## Supplied records
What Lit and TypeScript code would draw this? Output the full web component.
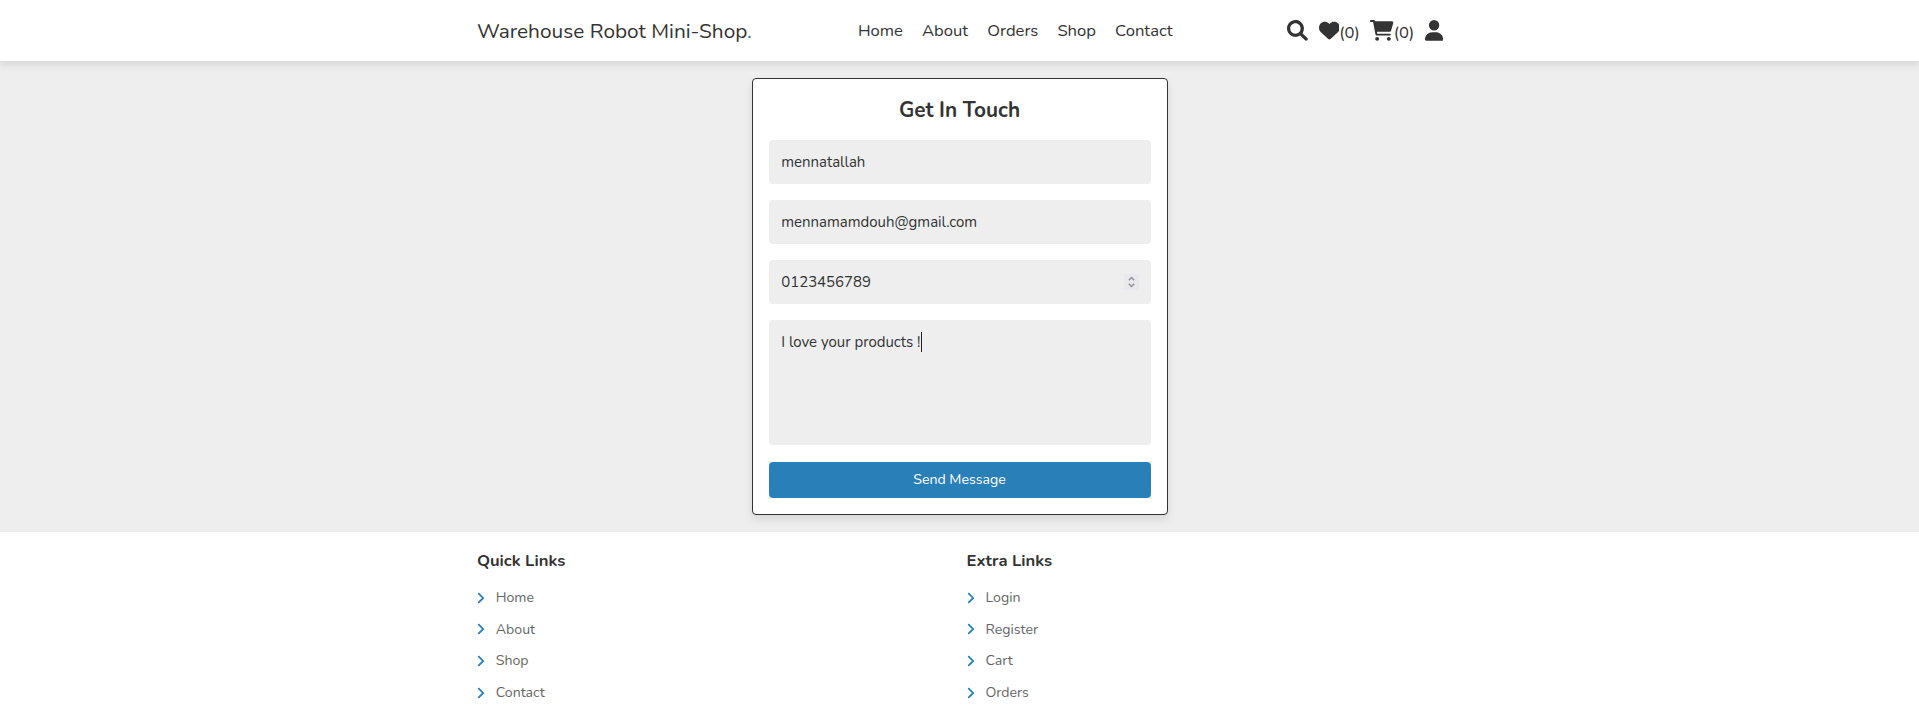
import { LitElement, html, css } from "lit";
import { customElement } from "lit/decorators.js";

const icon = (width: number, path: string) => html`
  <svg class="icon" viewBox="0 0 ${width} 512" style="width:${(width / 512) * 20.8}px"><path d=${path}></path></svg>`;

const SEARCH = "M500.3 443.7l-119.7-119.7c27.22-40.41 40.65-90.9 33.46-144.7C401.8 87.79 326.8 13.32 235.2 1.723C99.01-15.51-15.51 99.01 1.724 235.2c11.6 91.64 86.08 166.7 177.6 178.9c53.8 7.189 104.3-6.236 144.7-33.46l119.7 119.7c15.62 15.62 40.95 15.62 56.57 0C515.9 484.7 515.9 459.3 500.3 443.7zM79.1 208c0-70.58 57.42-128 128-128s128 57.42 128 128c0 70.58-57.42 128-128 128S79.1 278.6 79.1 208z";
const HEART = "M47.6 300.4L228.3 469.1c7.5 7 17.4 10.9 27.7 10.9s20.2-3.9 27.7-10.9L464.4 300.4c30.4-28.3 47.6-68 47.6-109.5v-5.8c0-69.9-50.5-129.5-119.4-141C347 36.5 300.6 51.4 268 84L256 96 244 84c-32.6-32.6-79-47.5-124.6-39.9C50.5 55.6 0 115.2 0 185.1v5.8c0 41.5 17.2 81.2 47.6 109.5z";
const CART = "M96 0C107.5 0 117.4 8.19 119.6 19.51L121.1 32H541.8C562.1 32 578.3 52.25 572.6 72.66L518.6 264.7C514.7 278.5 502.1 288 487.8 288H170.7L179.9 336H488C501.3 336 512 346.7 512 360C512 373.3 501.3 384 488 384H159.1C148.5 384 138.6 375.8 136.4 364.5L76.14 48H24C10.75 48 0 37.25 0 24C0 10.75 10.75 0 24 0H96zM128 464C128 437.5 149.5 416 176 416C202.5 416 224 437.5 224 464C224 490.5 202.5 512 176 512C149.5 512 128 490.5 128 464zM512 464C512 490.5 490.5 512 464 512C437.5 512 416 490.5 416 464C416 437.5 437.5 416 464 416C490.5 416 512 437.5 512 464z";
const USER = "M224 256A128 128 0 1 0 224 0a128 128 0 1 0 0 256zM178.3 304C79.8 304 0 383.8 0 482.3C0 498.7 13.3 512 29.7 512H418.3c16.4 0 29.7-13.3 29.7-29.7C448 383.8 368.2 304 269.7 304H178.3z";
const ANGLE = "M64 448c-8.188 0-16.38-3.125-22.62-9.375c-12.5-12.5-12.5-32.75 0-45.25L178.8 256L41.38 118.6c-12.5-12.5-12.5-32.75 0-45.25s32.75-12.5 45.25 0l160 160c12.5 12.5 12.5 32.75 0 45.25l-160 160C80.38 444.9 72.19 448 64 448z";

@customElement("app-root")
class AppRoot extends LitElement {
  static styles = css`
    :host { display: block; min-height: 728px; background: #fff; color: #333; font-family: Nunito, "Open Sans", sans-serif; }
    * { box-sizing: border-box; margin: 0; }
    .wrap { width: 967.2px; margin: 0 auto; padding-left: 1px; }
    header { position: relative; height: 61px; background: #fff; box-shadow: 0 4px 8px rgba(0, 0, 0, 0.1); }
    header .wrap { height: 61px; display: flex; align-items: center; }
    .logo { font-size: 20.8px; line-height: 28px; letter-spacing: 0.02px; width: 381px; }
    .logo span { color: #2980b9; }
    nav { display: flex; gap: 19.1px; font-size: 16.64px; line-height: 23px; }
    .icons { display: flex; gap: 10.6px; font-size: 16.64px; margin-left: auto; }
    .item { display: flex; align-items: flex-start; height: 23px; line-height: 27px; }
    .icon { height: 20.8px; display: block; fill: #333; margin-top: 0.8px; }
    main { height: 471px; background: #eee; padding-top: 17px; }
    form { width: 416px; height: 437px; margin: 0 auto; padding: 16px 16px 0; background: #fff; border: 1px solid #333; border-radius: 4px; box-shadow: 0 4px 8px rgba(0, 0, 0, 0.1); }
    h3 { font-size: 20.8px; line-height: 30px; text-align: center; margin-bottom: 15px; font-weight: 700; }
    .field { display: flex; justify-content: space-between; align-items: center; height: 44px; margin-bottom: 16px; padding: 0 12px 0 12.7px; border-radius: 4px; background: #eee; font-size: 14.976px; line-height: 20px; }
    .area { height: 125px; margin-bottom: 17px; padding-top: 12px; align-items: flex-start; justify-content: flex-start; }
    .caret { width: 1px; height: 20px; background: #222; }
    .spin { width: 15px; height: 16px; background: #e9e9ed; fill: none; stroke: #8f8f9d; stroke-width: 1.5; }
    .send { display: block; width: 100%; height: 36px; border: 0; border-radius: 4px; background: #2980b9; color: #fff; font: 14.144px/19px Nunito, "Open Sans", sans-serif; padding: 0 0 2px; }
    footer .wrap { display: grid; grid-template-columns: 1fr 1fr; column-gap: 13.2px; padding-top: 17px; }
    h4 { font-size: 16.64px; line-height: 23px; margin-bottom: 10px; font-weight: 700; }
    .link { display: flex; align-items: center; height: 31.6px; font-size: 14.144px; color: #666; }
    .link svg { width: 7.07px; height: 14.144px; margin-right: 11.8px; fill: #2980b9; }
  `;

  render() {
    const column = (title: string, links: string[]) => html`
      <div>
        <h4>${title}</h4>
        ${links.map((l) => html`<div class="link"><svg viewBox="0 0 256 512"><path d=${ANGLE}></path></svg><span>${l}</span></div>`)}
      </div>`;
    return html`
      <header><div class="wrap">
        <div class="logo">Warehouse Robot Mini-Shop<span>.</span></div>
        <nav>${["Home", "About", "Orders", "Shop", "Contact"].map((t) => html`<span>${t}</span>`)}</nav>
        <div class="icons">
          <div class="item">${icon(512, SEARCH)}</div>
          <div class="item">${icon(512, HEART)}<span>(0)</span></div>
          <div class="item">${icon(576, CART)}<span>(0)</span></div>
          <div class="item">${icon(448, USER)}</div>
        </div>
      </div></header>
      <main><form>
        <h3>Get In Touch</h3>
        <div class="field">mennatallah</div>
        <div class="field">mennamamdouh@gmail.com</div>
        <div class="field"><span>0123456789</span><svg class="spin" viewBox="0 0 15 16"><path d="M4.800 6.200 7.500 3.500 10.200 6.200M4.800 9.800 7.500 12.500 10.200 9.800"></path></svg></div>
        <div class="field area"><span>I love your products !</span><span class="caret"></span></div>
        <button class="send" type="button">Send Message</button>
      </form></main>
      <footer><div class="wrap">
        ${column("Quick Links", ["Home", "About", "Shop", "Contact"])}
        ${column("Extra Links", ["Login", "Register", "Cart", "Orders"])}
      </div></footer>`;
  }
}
* * *
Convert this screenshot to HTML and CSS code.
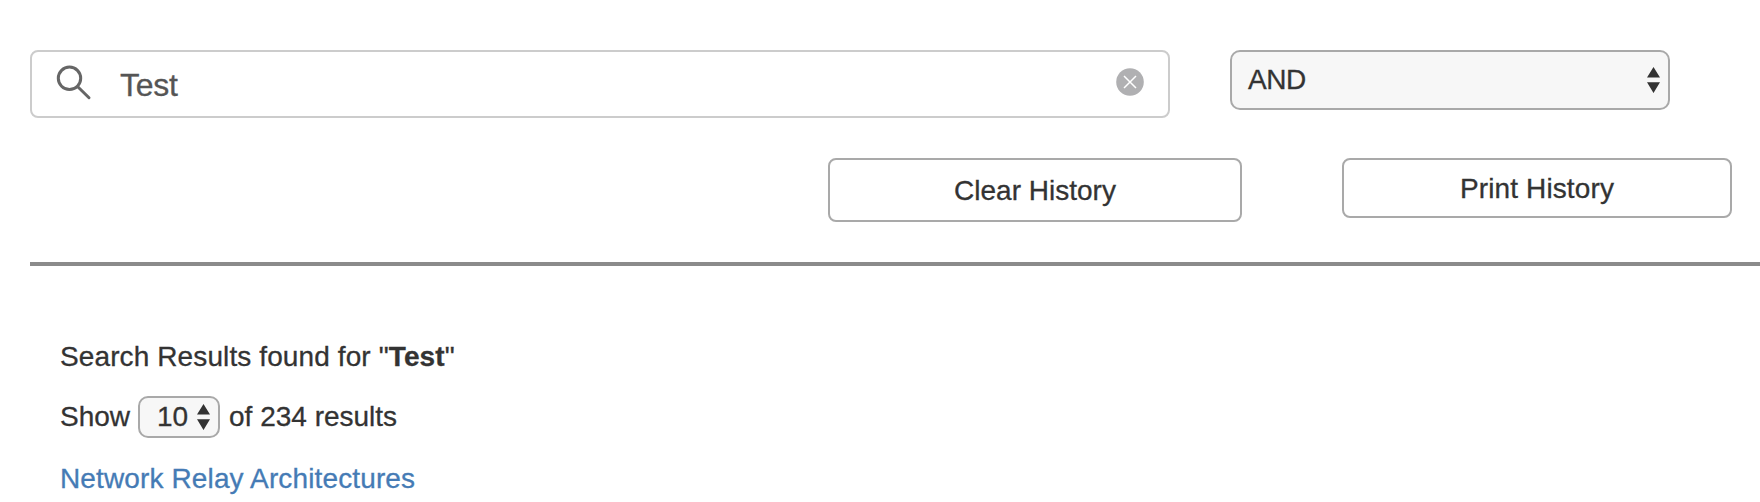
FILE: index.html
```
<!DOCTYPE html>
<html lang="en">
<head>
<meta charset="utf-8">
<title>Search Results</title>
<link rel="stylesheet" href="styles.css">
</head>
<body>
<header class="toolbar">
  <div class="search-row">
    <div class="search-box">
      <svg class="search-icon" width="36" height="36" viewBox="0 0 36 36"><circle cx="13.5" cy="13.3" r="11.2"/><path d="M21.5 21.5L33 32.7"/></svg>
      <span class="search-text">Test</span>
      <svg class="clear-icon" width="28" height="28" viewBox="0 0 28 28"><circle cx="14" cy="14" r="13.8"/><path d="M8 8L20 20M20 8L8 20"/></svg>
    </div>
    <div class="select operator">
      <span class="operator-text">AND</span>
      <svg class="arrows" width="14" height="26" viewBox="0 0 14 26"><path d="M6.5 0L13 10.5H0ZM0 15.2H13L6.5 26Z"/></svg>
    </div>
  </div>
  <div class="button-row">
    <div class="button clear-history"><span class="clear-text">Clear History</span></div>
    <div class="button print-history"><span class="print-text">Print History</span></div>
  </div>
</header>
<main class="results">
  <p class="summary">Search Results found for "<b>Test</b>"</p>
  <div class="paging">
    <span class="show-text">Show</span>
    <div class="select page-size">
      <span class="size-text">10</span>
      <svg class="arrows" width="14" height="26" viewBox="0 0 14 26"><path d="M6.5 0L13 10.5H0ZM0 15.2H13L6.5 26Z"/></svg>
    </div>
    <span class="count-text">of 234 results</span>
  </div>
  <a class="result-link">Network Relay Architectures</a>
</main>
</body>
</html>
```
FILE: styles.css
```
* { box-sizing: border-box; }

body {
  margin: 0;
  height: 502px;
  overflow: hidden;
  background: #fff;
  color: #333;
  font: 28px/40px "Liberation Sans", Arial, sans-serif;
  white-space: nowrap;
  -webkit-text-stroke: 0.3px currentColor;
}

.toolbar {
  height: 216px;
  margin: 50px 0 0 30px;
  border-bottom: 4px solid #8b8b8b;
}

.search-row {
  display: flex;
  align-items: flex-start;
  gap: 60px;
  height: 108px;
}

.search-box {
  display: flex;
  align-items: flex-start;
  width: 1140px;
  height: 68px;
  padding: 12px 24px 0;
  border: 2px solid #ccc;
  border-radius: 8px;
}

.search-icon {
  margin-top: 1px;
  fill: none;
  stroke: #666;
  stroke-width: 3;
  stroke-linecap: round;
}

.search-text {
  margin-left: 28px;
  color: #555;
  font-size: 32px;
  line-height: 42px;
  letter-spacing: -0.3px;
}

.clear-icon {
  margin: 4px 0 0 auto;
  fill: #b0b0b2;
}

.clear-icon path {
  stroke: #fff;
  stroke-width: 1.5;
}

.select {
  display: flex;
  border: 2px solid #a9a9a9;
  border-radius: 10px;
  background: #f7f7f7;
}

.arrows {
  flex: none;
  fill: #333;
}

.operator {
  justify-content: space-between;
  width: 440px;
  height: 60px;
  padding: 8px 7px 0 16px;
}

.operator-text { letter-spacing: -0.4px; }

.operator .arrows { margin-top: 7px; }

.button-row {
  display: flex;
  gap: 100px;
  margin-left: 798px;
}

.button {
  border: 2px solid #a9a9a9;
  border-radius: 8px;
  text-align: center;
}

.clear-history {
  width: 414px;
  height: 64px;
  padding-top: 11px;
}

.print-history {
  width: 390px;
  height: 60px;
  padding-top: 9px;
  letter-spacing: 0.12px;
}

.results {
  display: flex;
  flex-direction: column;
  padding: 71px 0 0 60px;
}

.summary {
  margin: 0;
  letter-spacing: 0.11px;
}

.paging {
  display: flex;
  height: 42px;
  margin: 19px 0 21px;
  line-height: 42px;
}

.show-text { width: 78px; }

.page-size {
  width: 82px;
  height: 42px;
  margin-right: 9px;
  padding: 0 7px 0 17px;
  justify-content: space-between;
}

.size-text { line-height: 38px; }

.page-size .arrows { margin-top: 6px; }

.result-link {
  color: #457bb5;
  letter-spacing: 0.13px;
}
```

## What you should do
Return every line of the preceding records in which the word "code" appears.

## Written solution
What Lit and TypeScript code would draw this? Output the full web component.
Convert this screenshot to HTML and CSS code.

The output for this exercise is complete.